Many lawmakers “just don’t think climate change is real,” said Andrew Melnykovych, the recently retired Public Service Commission spokesman.

For Gov. Beshear’s part, he does not often talk in public about climate change. He  has an energy policy that does not include the term and was criticized last year for wondering why his state had been hammered by repeated extreme weather—flooding and tornadoes—that killed his constituents by the dozens. 

Still, a recent Morning Consult poll ranks Beshear as the most popular Democratic governor in the country as he faces re-election this year—in a state that Republican Donald Trump, with his aggressive fossil fuel agenda, won by 26 percentage points. Last week Beshear made the political calculation to not sign, or veto, SB4, and allowed it to become law. A spokeswoman declined to comment.

Mura said federal incentives in the 2021 Infrastructure Investment and Jobs Act and last year’s Inflation Reduction Act have the potential to change the state’s renewable generation landscape significantly. Indeed, the state has an opportunity to change course, said Aaron Brickman of RMI, who works on the intersection of economic development and clean energy. Beshear has shown himself to be pragmatic in seeking some clean energy investments, including several battery plants being built for use in electric vehicles, Brickman said.

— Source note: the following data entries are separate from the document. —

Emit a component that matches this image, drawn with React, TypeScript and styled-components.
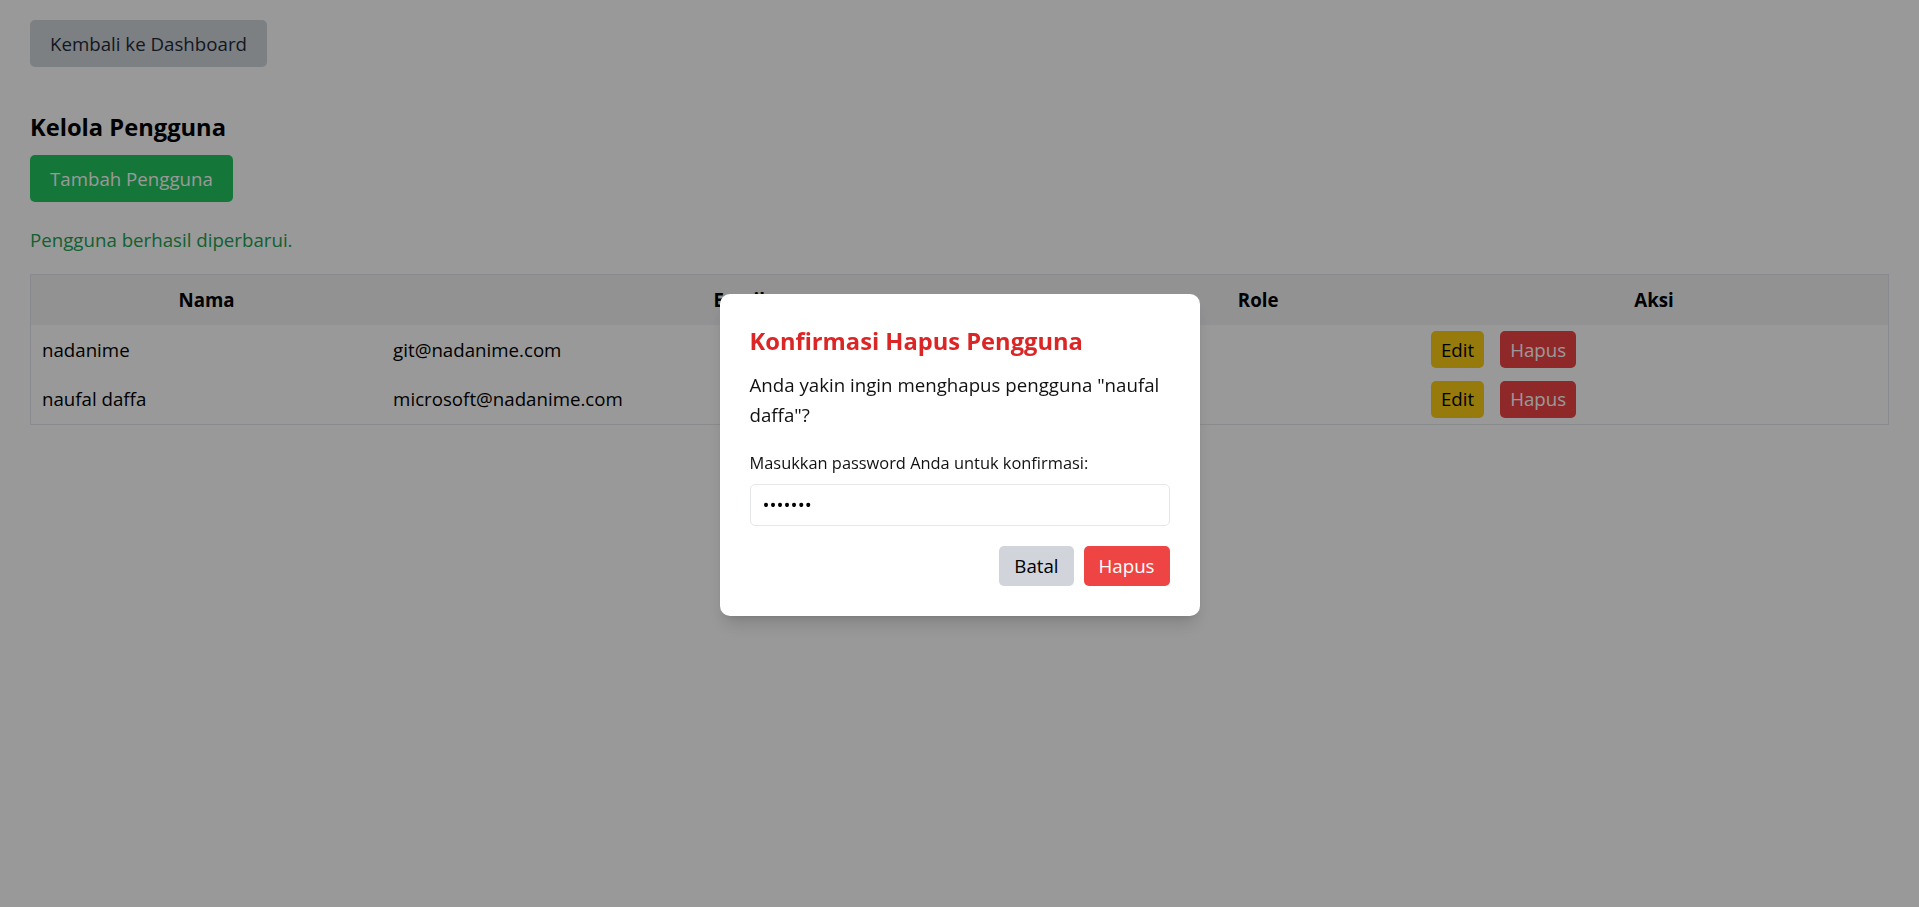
import styled, { createGlobalStyle } from "styled-components"

const GlobalStyle = createGlobalStyle`
  * {
    box-sizing: border-box;
  }
  body {
    margin: 0;
    background: #ffffff;
    font-family: "Open Sans", "Noto Sans", sans-serif;
    font-size: 18.7px;
    line-height: 30px;
    color: #000;
  }
`

const Page = styled.div`
  padding: 20px 30px 30px;
`

const Button = styled.button<{ $bg: string; $color: string; $h?: number; $px?: number }>`
  display: inline-flex;
  align-items: center;
  justify-content: center;
  height: ${({ $h }) => $h ?? 47}px;
  padding: 0 ${({ $px }) => $px ?? 20}px;
  border: 0;
  border-radius: 5px;
  background: ${({ $bg }) => $bg};
  color: ${({ $color }) => $color};
  font-family: inherit;
  font-size: 18.7px;
  line-height: 30px;
  cursor: pointer;
`

const Title = styled.h2`
  margin: 43px 0 10px;
  font-size: 23.7px;
  line-height: 35px;
  font-weight: 700;
`

const Success = styled.p`
  margin: 23px 0 19px;
  color: #22a052;
`

const Table = styled.table`
  width: 100%;
  border-collapse: collapse;
  border: 1px solid #e5e7eb;
`

const HeadRow = styled.tr`
  background: #f3f4f6;
`

const Th = styled.th`
  height: 50px;
  padding: 0 11px;
  font-weight: 700;
  text-align: center;
`

const Td = styled.td`
  height: 50px;
  padding: 6px 11px;
  text-align: left;
  vertical-align: middle;
`

const Actions = styled.div`
  display: flex;
  gap: 16px;
`

const Overlay = styled.div`
  position: fixed;
  inset: 0;
  background: rgba(0, 0, 0, 0.4);
  display: flex;
  align-items: center;
  justify-content: center;
`

const Modal = styled.div`
  width: 480px;
  margin-top: 2px;
  padding: 30px;
  background: #fff;
  border-radius: 10px;
  box-shadow: 0 12px 18px -4px rgba(0, 0, 0, 0.15), 0 5px 8px -5px rgba(0, 0, 0, 0.12);
`

const ModalTitle = styled.h3`
  margin: 0 0 11px;
  color: #dc2626;
  font-size: 23.7px;
  line-height: 35px;
  font-weight: 700;
`

const ModalText = styled.p`
  margin: 0 0 20px;
  color: #111;
`

const Label = styled.label`
  display: block;
  margin-bottom: 9px;
  font-size: 16.4px;
  line-height: 25px;
  color: #111;
`

const Input = styled.input`
  display: block;
  width: 100%;
  height: 42px;
  padding: 0 12px;
  border: 1px solid #e5e7eb;
  border-radius: 5px;
  font-family: inherit;
  font-size: 18.7px;
  color: #000;
  outline: none;
`

const ModalActions = styled.div`
  display: flex;
  justify-content: flex-end;
  gap: 10px;
  margin-top: 20px;
`

const users = [
  { name: "nadanime", email: "git@nadanime.com", role: "admin" },
  { name: "naufal daffa", email: "microsoft@nadanime.com", role: "user" },
]

export default function App() {
  return (
    <>
      <GlobalStyle />
      <Page>
        <Button $bg="#d1d5db" $color="#1f2937">Kembali ke Dashboard</Button>
        <Title>Kelola Pengguna</Title>
        <Button $bg="#22c55e" $color="#fff">Tambah Pengguna</Button>
        <Success>Pengguna berhasil diperbarui.</Success>
        <Table>
          <colgroup>
            <col style={{ width: 352 }} />
            <col style={{ width: 715 }} />
            <col style={{ width: 324 }} />
            <col style={{ width: 469 }} />
          </colgroup>
          <thead>
            <HeadRow>
              <Th>Nama</Th>
              <Th>Email</Th>
              <Th>Role</Th>
              <Th>Aksi</Th>
            </HeadRow>
          </thead>
          <tbody>
            {users.map((u) => (
              <tr key={u.email}>
                <Td>{u.name}</Td>
                <Td>{u.email}</Td>
                <Td>{u.role}</Td>
                <Td>
                  <Actions>
                    <Button $bg="#facc15" $color="#000" $h={37} $px={10}>Edit</Button>
                    <Button $bg="#ef4444" $color="#fff" $h={37} $px={10}>Hapus</Button>
                  </Actions>
                </Td>
              </tr>
            ))}
          </tbody>
        </Table>
      </Page>
      <Overlay>
        <Modal>
          <ModalTitle>Konfirmasi Hapus Pengguna</ModalTitle>
          <ModalText>Anda yakin ingin menghapus pengguna "naufal daffa"?</ModalText>
          <Label htmlFor="pw">Masukkan password Anda untuk konfirmasi:</Label>
          <Input id="pw" type="password" defaultValue="1234567" />
          <ModalActions>
            <Button $bg="#d1d5db" $color="#000" $h={40} $px={15}>Batal</Button>
            <Button $bg="#ef4444" $color="#fff" $h={40} $px={15}>Hapus</Button>
          </ModalActions>
        </Modal>
      </Overlay>
    </>
  )
}
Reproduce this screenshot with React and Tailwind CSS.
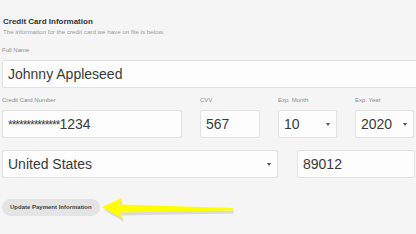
import React from "react";

const Caret = () => (
  <span className="ml-auto mr-[6px] w-0 h-0 border-l-[2.5px] border-r-[2.5px] border-t-[3px] border-l-transparent border-r-transparent border-t-[#555]" />
);

const Field = ({ label, className = "", children, select }) => (
  <div className={className}>
    {label && (
      <p className="text-[6px] leading-[8px] text-[#8a8a8a] mb-[6px] whitespace-nowrap">
        {label}
      </p>
    )}
    <div className="h-[28px] flex items-center bg-[#fdfdfd] border border-[#e2e2e2] rounded-[2px] pl-[5px] text-[14px] text-[#3a3a3a]">
      <span className="whitespace-nowrap">{children}</span>
      {select && <Caret />}
    </div>
  </div>
);

const App = () => {
  return (
    <div
      className="relative w-[416px] h-[234px] overflow-hidden bg-[#f5f5f5] pl-[2px]"
      style={{ fontFamily: '"Liberation Sans", Arial, sans-serif' }}
    >
      <header className="pt-[17px] pl-[1px]">
        <h1 className="text-[8px] leading-[9px] font-bold text-[#333]">
          Credit Card Information
        </h1>
        <p className="text-[6.2px] leading-[8px] mt-[2px] text-[#9a9a9a]">
          The information for the credit card we have on file is below.
        </p>
      </header>

      <Field label="Full Name" className="mt-[10px] w-[420px]">
        Johnny Appleseed
      </Field>

      <div className="flex gap-[18px] mt-[8px] w-[440px]">
        <Field label="Credit Card Number" className="w-[180px]">
          <span className="text-[12px] tracking-[-1px]">**************</span>1234
        </Field>
        <Field label="CVV" className="w-[60px]">
          567
        </Field>
        <Field label="Exp. Month" className="w-[59px]" select>
          10
        </Field>
        <Field label="Exp. Year" className="w-[59px]" select>
          2020
        </Field>
      </div>

      <div className="flex gap-[19px] mt-[12px]">
        <Field className="w-[276px]" select>
          United States
        </Field>
        <Field className="w-[118px]">89012</Field>
      </div>

      <button className="mt-[21px] h-[17px] px-[8px] rounded-full bg-[#e4e4e4] text-[6px] font-bold text-[#444] whitespace-nowrap">
        Update Payment Information
      </button>

      <svg
        className="absolute left-[100px] top-[196px]"
        width="140"
        height="26"
        viewBox="0 0 140 26"
      >
        <path
          d="M3 12 L22 3 L20 9 L133 13 L133 15.5 L20 17.5 L23 24 Z"
          fill="#c8c8c8"
          opacity="0.6"
          transform="translate(1 2)"
        />
        <path
          d="M2 11 L22 2 L20 8.5 L133 12 L133 14.5 L20 16.5 L23 23 Z"
          fill="#ffff00"
        />
      </svg>
    </div>
  );
};

export default App;
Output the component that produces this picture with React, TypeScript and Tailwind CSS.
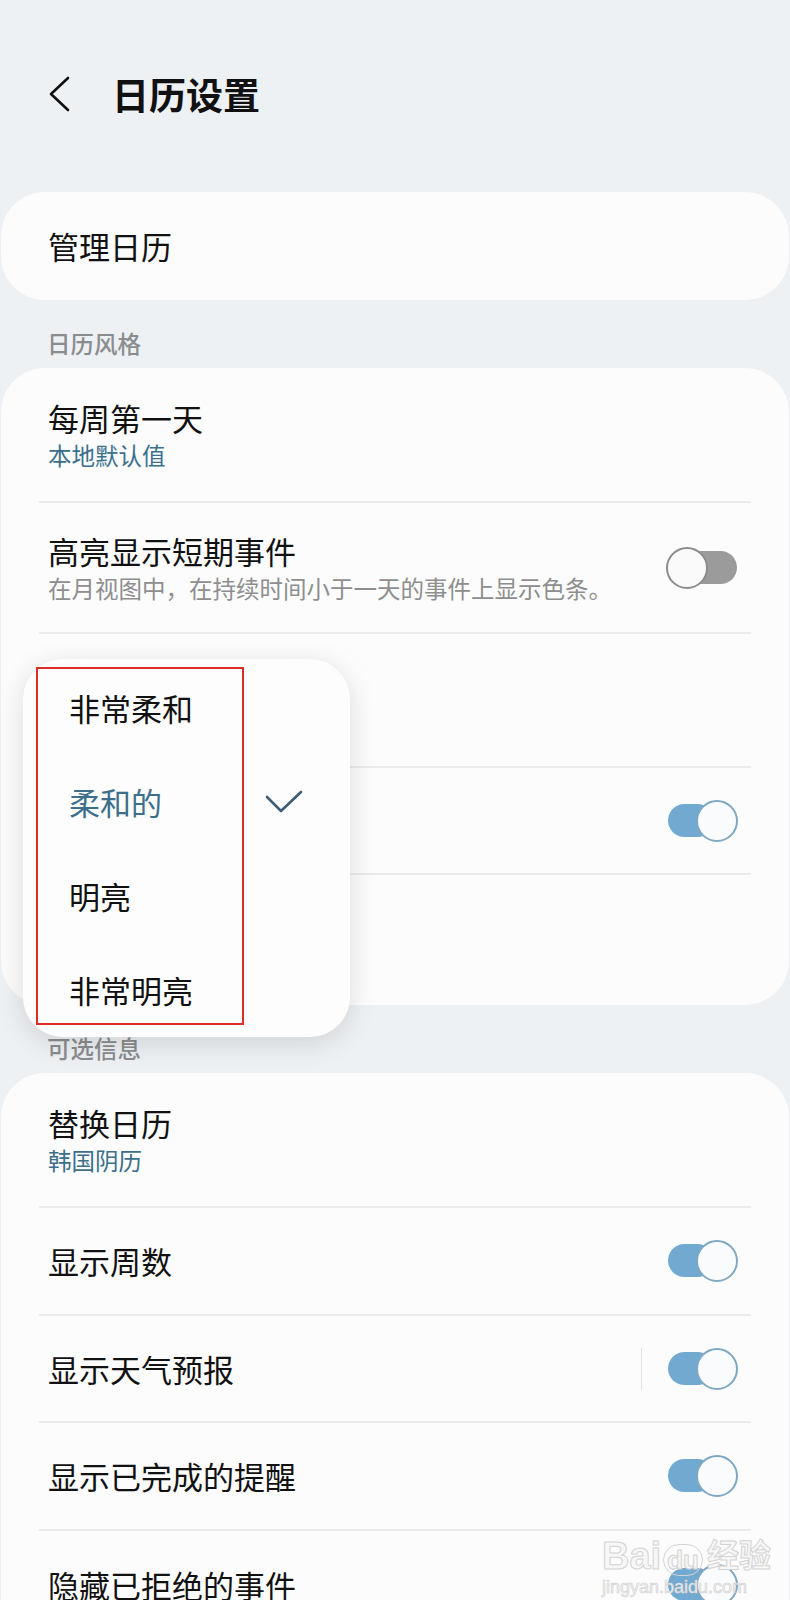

And, he said, the federal legislation means that investments in renewable energy are going to grow substantially, which gives every state a chance to make up for lost time.  “It doesn’t matter what you think about clean energy, or what you thought of it before,” he said. “What you’re focusing on now is the jobs and economic development.”

Still, Kentucky has lost out on years of economic investment by renewable energy developers, said McDonald, the clean energy advocate and consultant.

The Synapse report from a decade ago estimated that over 10 years, a renewable energy standard in Kentucky could create more than 28,000 jobs, adding $1.5 billion to gross state product once fully implemented in 2022, while putting downward pressure on rising electric bills.

Nevertheless, McDonald is hopeful. “In the world around Kentucky, there is so much momentum,” he said. “At a certain point,” the constituents of Kentucky lawmakers who have stood by coal “may see they have better options.”